The relation between the high school definition of a vector and the abstract algebra definition

linear algebravector-spacesvectors

I'm studying linear algebra, and I've been getting to grips with the idea of groups and fields and vector spaces. From what I understand, to be a vector is just to be an element of a vector space, and all sorts of unusual (to the beginner) things turn out to be vector spaces. For example, the set of all real-valued functions is a vector space over $\mathbb{R}$. I take it this means that all real-valued functions (e.g. $\sin x$) are vectors over $\mathbb{R}$. But how does this abstract definition fit with the earlier account we are given of vectors as quantities with magnitude and direction or directed line segments?

Best Answer

During one's original study of vectors, while thinking of them as "quantities with magnitude and direction" or as "directed line segments", one slowly learns various properties of vectors involving the operations of arithmetic.

For example, one learns that two vectors in the same vector space (i.e. in $2$-dimensional space $\mathbb R^2$ or in $3$-dimensional space $\mathbb R^3$) can be added to produce another vector, using the parallelogram law of addition. Abstracting this slightly one simply says

Addition is a binary operator on vectors.

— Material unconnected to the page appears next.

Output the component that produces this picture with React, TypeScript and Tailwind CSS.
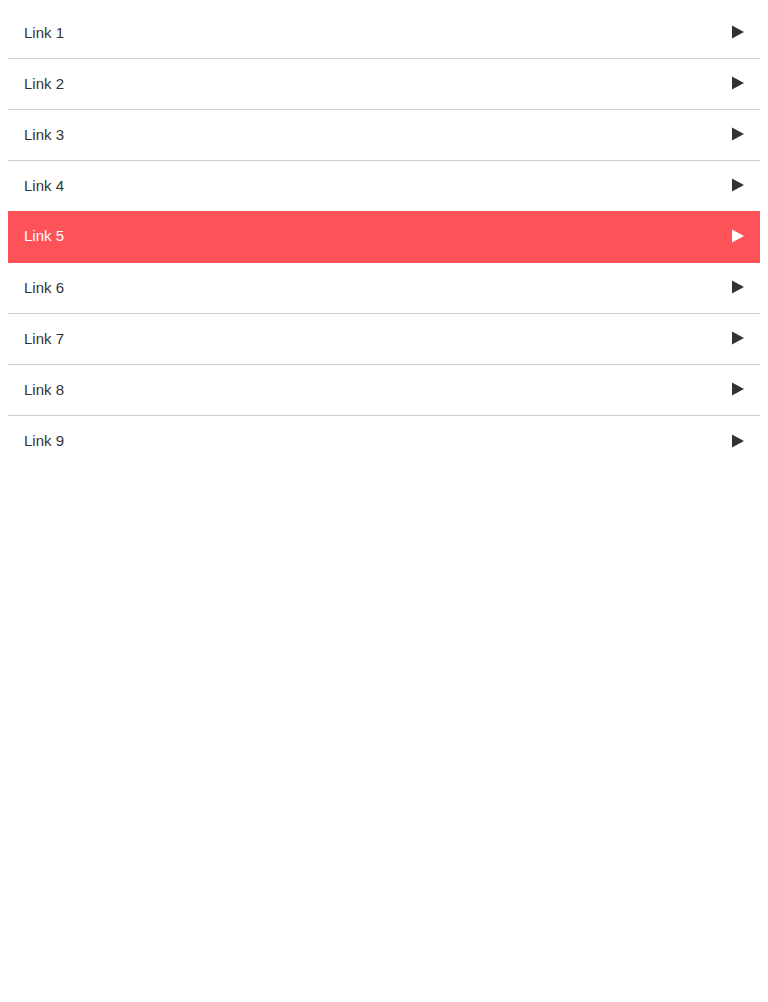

One also learns that it doesn't matter what order you add the two vectors in, the result of that operation will turn out the same. Abstractly,

Vector addition is commutative.

Just like with numbers, if you want to add three or more vectors, you have to do it two-at-a-time by inserting parentheses to group terms, but it doesn't matter how you insert those parentheses:

Vector addition is associative.

One next learns that there is actually an exception to the rule that a vector is a "directed line segment" or a "quantity with magnitude and direction", because there is a very special vector $\vec O$ which has no magnitude and points nowhere. You can still add this vector to other vectors, but the outcome is special: $\vec O + \vec V = \vec V$ no matter what $\vec V$ is.

There is an identity element of vector addition.

Now, I could go on in this vein, continuing with a slow explanation of how scalar multiplication works, and then writing down the abstract laws of scalar multiplication. But perhaps you have seen the pattern: the abstract laws that I am writing down are building up to be the abstract definition of a vector space. The above four laws are already about half of the definition of a vector space; I'm sure you can carry out the rest of this process with scalar multiplication.

Abstraction is a central process in the human development of mathematics. We look at familiar objects (e.g. vectors), we study their properties, if we're clever enough we abstract those properties, and then we notice: Hey! There are many other settings where those properties hold! I think I'll call those settings vector spaces!